- Given data -
_____

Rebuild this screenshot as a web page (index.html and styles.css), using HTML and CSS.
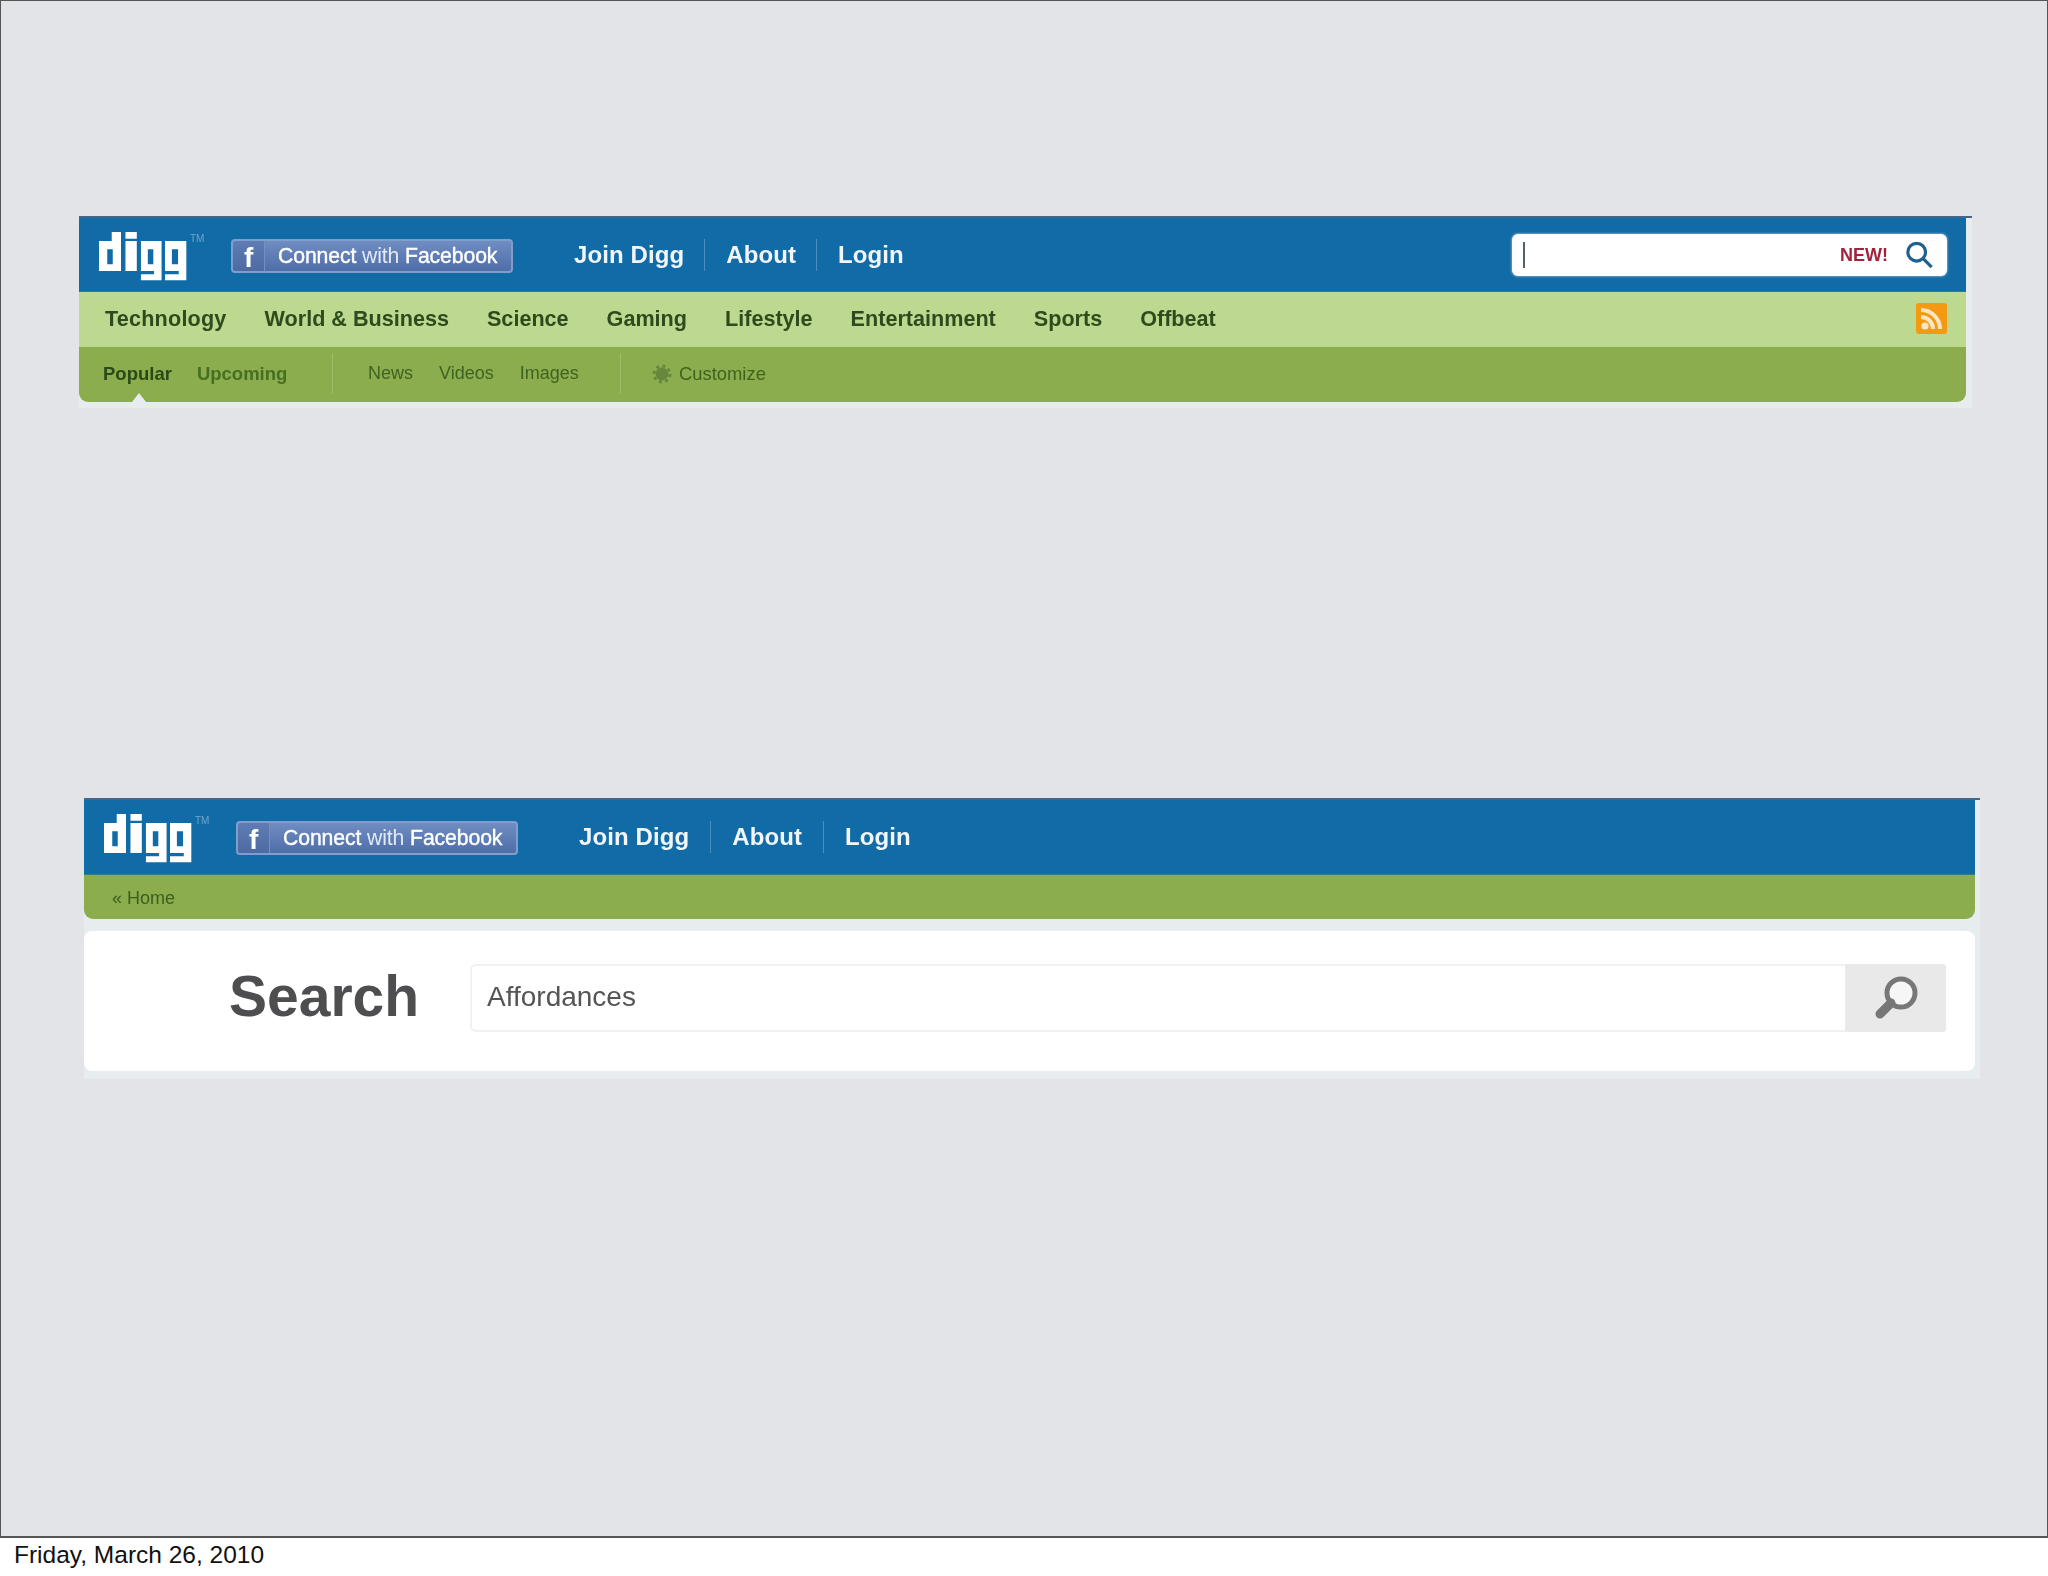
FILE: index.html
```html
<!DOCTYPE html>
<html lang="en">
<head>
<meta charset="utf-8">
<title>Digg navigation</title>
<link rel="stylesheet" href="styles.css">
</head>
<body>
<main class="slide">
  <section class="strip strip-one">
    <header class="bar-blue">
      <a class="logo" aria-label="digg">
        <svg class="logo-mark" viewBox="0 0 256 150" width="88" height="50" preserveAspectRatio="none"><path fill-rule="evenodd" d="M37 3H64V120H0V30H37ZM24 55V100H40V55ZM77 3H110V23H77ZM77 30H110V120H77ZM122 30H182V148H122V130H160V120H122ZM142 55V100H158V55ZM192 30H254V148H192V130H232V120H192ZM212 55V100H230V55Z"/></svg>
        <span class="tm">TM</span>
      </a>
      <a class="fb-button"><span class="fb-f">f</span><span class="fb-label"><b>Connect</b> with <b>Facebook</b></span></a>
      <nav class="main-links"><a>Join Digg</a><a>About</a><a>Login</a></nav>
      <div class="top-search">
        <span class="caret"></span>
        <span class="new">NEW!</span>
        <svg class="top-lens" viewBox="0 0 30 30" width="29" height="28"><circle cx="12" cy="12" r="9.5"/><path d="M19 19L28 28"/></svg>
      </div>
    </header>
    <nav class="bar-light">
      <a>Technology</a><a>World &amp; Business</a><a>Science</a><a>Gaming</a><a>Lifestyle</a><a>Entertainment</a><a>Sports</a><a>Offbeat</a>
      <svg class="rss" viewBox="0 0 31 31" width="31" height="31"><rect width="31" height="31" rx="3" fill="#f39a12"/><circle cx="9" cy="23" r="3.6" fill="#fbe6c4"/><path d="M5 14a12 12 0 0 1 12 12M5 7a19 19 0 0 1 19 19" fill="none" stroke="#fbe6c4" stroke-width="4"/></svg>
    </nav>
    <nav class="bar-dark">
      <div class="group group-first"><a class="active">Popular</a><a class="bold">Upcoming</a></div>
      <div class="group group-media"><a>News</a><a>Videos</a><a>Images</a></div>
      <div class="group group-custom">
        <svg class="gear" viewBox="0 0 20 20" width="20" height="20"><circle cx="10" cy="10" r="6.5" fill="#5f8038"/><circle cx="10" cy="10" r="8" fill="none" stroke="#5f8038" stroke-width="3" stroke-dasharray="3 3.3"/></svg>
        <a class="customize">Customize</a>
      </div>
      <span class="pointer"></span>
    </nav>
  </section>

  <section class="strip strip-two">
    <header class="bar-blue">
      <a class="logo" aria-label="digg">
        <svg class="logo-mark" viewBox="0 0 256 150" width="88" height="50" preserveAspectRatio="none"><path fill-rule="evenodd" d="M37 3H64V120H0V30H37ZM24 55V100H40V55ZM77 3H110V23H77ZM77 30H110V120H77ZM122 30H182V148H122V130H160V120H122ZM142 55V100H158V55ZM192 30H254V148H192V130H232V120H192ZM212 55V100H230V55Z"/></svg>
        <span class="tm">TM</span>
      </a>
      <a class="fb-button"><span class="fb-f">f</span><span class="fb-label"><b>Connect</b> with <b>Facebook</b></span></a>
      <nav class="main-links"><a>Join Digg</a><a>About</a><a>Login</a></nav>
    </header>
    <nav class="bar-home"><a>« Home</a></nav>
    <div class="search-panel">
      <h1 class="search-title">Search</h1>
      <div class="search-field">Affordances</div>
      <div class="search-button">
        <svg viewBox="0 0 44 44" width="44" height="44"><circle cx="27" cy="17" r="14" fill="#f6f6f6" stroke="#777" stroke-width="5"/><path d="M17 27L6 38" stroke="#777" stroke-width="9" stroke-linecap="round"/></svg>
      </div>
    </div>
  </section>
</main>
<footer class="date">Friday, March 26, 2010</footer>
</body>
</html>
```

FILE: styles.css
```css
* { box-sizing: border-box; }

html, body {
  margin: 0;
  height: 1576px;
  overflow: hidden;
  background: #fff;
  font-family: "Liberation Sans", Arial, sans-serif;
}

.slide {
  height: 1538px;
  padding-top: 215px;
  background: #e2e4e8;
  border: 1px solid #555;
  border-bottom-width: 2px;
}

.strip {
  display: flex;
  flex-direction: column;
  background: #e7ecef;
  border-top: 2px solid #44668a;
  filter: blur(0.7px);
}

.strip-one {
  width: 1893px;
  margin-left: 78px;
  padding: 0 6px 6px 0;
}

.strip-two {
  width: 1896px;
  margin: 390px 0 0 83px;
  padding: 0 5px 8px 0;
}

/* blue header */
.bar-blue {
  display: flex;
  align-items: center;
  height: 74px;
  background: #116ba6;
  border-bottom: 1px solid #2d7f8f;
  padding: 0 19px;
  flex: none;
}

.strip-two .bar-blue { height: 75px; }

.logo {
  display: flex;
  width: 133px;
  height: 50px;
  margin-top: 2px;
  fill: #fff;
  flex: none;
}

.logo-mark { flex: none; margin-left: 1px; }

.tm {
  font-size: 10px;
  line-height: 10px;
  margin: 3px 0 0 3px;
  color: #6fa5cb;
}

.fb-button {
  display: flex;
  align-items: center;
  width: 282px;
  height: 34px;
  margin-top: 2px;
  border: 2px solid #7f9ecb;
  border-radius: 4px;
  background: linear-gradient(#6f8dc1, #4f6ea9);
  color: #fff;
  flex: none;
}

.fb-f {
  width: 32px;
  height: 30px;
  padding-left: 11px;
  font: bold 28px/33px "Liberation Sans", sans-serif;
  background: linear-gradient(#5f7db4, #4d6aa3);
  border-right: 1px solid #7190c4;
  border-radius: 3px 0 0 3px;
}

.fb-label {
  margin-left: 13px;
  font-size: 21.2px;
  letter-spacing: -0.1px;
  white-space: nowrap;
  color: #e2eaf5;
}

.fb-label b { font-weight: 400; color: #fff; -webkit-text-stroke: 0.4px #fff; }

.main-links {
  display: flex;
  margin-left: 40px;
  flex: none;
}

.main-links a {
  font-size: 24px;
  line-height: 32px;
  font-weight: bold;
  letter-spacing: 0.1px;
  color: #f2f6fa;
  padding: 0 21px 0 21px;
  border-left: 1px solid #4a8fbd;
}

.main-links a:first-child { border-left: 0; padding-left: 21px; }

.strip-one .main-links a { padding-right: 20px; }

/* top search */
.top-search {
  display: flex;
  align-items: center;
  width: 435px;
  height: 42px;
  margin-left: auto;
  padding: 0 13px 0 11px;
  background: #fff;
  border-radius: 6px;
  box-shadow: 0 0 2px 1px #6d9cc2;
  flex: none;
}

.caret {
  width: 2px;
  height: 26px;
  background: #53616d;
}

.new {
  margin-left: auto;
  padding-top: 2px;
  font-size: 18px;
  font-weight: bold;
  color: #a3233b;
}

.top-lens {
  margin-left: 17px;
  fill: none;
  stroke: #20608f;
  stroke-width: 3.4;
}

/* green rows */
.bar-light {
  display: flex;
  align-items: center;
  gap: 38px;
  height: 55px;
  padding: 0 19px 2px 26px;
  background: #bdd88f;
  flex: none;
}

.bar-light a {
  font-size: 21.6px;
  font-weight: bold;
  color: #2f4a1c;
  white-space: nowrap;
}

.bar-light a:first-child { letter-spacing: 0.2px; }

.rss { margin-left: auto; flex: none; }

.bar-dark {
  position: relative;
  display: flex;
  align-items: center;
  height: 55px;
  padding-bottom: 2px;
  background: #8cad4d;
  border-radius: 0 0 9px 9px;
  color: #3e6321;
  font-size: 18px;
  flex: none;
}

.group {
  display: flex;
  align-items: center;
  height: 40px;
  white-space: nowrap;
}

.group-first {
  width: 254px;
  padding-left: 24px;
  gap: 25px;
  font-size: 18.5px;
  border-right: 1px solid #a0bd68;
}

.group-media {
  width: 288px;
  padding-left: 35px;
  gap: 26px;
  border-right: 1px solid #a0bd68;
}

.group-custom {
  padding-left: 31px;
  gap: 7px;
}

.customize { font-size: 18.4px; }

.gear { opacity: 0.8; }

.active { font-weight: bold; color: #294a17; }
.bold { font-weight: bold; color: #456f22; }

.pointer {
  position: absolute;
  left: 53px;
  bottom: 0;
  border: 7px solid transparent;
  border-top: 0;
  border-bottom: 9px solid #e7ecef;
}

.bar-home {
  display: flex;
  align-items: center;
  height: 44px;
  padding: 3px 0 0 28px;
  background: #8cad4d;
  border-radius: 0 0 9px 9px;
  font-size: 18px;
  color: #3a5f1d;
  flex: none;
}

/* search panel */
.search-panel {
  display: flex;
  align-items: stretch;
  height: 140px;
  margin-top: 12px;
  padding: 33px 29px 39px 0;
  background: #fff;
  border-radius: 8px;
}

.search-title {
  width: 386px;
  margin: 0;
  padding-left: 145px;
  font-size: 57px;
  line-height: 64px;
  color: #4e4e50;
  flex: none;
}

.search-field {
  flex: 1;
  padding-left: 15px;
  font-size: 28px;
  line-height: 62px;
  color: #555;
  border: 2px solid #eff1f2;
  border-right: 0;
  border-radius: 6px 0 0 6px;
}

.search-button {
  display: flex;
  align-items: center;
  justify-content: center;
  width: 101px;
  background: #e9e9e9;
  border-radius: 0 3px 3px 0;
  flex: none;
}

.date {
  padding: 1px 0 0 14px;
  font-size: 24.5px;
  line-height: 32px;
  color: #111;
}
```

_____

- Short exercise -
Review the preceding data and report every line that includes the string "styles".

- Response to this task -
Rebuild this screenshot as a web page (index.html and styles.css), using HTML and CSS.
<link rel="stylesheet" href="styles.css">
FILE: styles.css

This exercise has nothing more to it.